— Start DATA BLOCK —

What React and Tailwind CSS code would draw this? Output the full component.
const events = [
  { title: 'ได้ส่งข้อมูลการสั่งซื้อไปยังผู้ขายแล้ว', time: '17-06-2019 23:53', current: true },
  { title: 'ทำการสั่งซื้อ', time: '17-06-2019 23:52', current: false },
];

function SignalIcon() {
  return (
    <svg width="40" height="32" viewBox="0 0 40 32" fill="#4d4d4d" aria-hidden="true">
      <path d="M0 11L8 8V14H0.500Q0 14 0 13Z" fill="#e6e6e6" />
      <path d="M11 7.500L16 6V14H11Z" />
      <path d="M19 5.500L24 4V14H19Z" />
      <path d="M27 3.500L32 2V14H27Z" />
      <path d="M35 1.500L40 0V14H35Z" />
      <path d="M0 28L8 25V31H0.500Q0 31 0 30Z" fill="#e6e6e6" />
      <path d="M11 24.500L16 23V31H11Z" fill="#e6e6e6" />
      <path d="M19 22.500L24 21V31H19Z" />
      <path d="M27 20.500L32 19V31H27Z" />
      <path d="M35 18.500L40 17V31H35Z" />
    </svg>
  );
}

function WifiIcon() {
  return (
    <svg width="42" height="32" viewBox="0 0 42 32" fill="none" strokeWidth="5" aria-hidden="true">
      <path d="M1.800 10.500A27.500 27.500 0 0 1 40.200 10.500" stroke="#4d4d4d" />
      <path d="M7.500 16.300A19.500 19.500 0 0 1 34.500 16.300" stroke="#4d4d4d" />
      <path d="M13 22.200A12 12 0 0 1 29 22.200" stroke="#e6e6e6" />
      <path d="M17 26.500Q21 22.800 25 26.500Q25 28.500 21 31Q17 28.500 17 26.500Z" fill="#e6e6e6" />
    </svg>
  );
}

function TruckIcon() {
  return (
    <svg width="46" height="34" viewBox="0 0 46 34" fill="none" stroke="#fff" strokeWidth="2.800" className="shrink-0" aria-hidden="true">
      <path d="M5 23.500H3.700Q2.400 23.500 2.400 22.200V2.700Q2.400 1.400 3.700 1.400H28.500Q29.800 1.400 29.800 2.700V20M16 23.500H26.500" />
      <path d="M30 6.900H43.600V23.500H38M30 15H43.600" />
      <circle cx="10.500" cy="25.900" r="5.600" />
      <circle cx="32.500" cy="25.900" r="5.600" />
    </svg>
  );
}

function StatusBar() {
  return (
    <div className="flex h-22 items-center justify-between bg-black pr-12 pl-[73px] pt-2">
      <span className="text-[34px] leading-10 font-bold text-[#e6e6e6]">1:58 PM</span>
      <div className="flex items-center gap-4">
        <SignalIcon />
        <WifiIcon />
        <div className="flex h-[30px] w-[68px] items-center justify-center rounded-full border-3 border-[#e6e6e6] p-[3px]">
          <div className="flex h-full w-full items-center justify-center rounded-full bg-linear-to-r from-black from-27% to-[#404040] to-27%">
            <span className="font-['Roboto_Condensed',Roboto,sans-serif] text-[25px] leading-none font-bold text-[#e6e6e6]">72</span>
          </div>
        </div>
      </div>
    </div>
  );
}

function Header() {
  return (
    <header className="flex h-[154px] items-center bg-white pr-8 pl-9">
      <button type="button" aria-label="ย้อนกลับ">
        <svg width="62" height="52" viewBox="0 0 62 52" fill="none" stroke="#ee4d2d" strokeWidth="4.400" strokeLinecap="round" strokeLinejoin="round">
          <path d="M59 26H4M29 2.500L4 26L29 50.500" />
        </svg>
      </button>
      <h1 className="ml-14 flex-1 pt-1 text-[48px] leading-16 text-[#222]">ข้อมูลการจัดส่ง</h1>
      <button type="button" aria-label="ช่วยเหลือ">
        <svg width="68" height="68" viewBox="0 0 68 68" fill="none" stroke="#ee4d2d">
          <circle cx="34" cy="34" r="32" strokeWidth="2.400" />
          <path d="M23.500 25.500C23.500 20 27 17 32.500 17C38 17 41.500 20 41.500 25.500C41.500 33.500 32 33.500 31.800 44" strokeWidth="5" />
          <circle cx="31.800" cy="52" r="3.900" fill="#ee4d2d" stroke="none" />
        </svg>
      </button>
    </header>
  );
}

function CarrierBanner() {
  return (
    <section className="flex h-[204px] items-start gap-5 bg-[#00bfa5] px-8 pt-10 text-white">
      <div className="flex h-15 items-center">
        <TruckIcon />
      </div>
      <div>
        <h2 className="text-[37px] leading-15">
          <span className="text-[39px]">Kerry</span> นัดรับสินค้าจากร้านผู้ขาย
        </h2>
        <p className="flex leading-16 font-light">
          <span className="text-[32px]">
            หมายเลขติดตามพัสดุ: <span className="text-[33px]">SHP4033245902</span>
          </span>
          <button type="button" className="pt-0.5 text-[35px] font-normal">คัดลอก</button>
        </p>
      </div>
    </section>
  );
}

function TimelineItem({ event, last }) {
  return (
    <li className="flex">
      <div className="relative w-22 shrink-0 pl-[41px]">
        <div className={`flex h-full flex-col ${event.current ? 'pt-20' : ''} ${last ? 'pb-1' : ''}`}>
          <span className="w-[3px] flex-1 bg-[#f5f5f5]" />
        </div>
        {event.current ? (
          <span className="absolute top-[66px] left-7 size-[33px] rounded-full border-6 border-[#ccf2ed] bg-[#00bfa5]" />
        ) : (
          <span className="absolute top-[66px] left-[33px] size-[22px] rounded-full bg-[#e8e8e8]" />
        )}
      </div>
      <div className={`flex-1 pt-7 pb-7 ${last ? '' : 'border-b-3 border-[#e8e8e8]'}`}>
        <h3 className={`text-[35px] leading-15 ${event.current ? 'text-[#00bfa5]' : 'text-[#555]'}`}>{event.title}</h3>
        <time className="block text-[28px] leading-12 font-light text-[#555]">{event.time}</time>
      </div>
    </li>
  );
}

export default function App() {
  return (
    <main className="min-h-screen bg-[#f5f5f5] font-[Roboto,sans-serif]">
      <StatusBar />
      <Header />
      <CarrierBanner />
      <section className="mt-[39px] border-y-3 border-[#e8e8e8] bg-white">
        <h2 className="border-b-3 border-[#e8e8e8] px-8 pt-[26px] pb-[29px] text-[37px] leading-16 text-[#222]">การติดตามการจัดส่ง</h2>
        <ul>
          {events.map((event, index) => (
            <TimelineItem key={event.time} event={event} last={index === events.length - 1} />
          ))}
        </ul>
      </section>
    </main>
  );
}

— End DATA BLOCK —

REQUEST:
Copy each line of the data exactly, leaving nothing out.

EXERCISE RESPONSE:
What React and Tailwind CSS code would draw this? Output the full component.
const events = [
  { title: 'ได้ส่งข้อมูลการสั่งซื้อไปยังผู้ขายแล้ว', time: '17-06-2019 23:53', current: true },
  { title: 'ทำการสั่งซื้อ', time: '17-06-2019 23:52', current: false },
];

function SignalIcon() {
  return (
    <svg width="40" height="32" viewBox="0 0 40 32" fill="#4d4d4d" aria-hidden="true">
      <path d="M0 11L8 8V14H0.500Q0 14 0 13Z" fill="#e6e6e6" />
      <path d="M11 7.500L16 6V14H11Z" />
      <path d="M19 5.500L24 4V14H19Z" />
      <path d="M27 3.500L32 2V14H27Z" />
      <path d="M35 1.500L40 0V14H35Z" />
      <path d="M0 28L8 25V31H0.500Q0 31 0 30Z" fill="#e6e6e6" />
      <path d="M11 24.500L16 23V31H11Z" fill="#e6e6e6" />
      <path d="M19 22.500L24 21V31H19Z" />
      <path d="M27 20.500L32 19V31H27Z" />
      <path d="M35 18.500L40 17V31H35Z" />
    </svg>
  );
}

function WifiIcon() {
  return (
    <svg width="42" height="32" viewBox="0 0 42 32" fill="none" strokeWidth="5" aria-hidden="true">
      <path d="M1.800 10.500A27.500 27.500 0 0 1 40.200 10.500" stroke="#4d4d4d" />
      <path d="M7.500 16.300A19.500 19.500 0 0 1 34.500 16.300" stroke="#4d4d4d" />
      <path d="M13 22.200A12 12 0 0 1 29 22.200" stroke="#e6e6e6" />
      <path d="M17 26.500Q21 22.800 25 26.500Q25 28.500 21 31Q17 28.500 17 26.500Z" fill="#e6e6e6" />
    </svg>
  );
}

function TruckIcon() {
  return (
    <svg width="46" height="34" viewBox="0 0 46 34" fill="none" stroke="#fff" strokeWidth="2.800" className="shrink-0" aria-hidden="true">
      <path d="M5 23.500H3.700Q2.400 23.500 2.400 22.200V2.700Q2.400 1.400 3.700 1.400H28.500Q29.800 1.400 29.800 2.700V20M16 23.500H26.500" />
      <path d="M30 6.900H43.600V23.500H38M30 15H43.600" />
      <circle cx="10.500" cy="25.900" r="5.600" />
      <circle cx="32.500" cy="25.900" r="5.600" />
    </svg>
  );
}

function StatusBar() {
  return (
    <div className="flex h-22 items-center justify-between bg-black pr-12 pl-[73px] pt-2">
      <span className="text-[34px] leading-10 font-bold text-[#e6e6e6]">1:58 PM</span>
      <div className="flex items-center gap-4">
        <SignalIcon />
        <WifiIcon />
        <div className="flex h-[30px] w-[68px] items-center justify-center rounded-full border-3 border-[#e6e6e6] p-[3px]">
          <div className="flex h-full w-full items-center justify-center rounded-full bg-linear-to-r from-black from-27% to-[#404040] to-27%">
            <span className="font-['Roboto_Condensed',Roboto,sans-serif] text-[25px] leading-none font-bold text-[#e6e6e6]">72</span>
          </div>
        </div>
      </div>
    </div>
  );
}

function Header() {
  return (
    <header className="flex h-[154px] items-center bg-white pr-8 pl-9">
      <button type="button" aria-label="ย้อนกลับ">
        <svg width="62" height="52" viewBox="0 0 62 52" fill="none" stroke="#ee4d2d" strokeWidth="4.400" strokeLinecap="round" strokeLinejoin="round">
          <path d="M59 26H4M29 2.500L4 26L29 50.500" />
        </svg>
      </button>
      <h1 className="ml-14 flex-1 pt-1 text-[48px] leading-16 text-[#222]">ข้อมูลการจัดส่ง</h1>
      <button type="button" aria-label="ช่วยเหลือ">
        <svg width="68" height="68" viewBox="0 0 68 68" fill="none" stroke="#ee4d2d">
          <circle cx="34" cy="34" r="32" strokeWidth="2.400" />
          <path d="M23.500 25.500C23.500 20 27 17 32.500 17C38 17 41.500 20 41.500 25.500C41.500 33.500 32 33.500 31.800 44" strokeWidth="5" />
          <circle cx="31.800" cy="52" r="3.900" fill="#ee4d2d" stroke="none" />
        </svg>
      </button>
    </header>
  );
}

function CarrierBanner() {
  return (
    <section className="flex h-[204px] items-start gap-5 bg-[#00bfa5] px-8 pt-10 text-white">
      <div className="flex h-15 items-center">
        <TruckIcon />
      </div>
      <div>
        <h2 className="text-[37px] leading-15">
          <span className="text-[39px]">Kerry</span> นัดรับสินค้าจากร้านผู้ขาย
        </h2>
        <p className="flex leading-16 font-light">
          <span className="text-[32px]">
            หมายเลขติดตามพัสดุ: <span className="text-[33px]">SHP4033245902</span>
          </span>
          <button type="button" className="pt-0.5 text-[35px] font-normal">คัดลอก</button>
        </p>
      </div>
    </section>
  );
}

function TimelineItem({ event, last }) {
  return (
    <li className="flex">
      <div className="relative w-22 shrink-0 pl-[41px]">
        <div className={`flex h-full flex-col ${event.current ? 'pt-20' : ''} ${last ? 'pb-1' : ''}`}>
          <span className="w-[3px] flex-1 bg-[#f5f5f5]" />
        </div>
        {event.current ? (
          <span className="absolute top-[66px] left-7 size-[33px] rounded-full border-6 border-[#ccf2ed] bg-[#00bfa5]" />
        ) : (
          <span className="absolute top-[66px] left-[33px] size-[22px] rounded-full bg-[#e8e8e8]" />
        )}
      </div>
      <div className={`flex-1 pt-7 pb-7 ${last ? '' : 'border-b-3 border-[#e8e8e8]'}`}>
        <h3 className={`text-[35px] leading-15 ${event.current ? 'text-[#00bfa5]' : 'text-[#555]'}`}>{event.title}</h3>
        <time className="block text-[28px] leading-12 font-light text-[#555]">{event.time}</time>
      </div>
    </li>
  );
}

export default function App() {
  return (
    <main className="min-h-screen bg-[#f5f5f5] font-[Roboto,sans-serif]">
      <StatusBar />
      <Header />
      <CarrierBanner />
      <section className="mt-[39px] border-y-3 border-[#e8e8e8] bg-white">
        <h2 className="border-b-3 border-[#e8e8e8] px-8 pt-[26px] pb-[29px] text-[37px] leading-16 text-[#222]">การติดตามการจัดส่ง</h2>
        <ul>
          {events.map((event, index) => (
            <TimelineItem key={event.time} event={event} last={index === events.length - 1} />
          ))}
        </ul>
      </section>
    </main>
  );
}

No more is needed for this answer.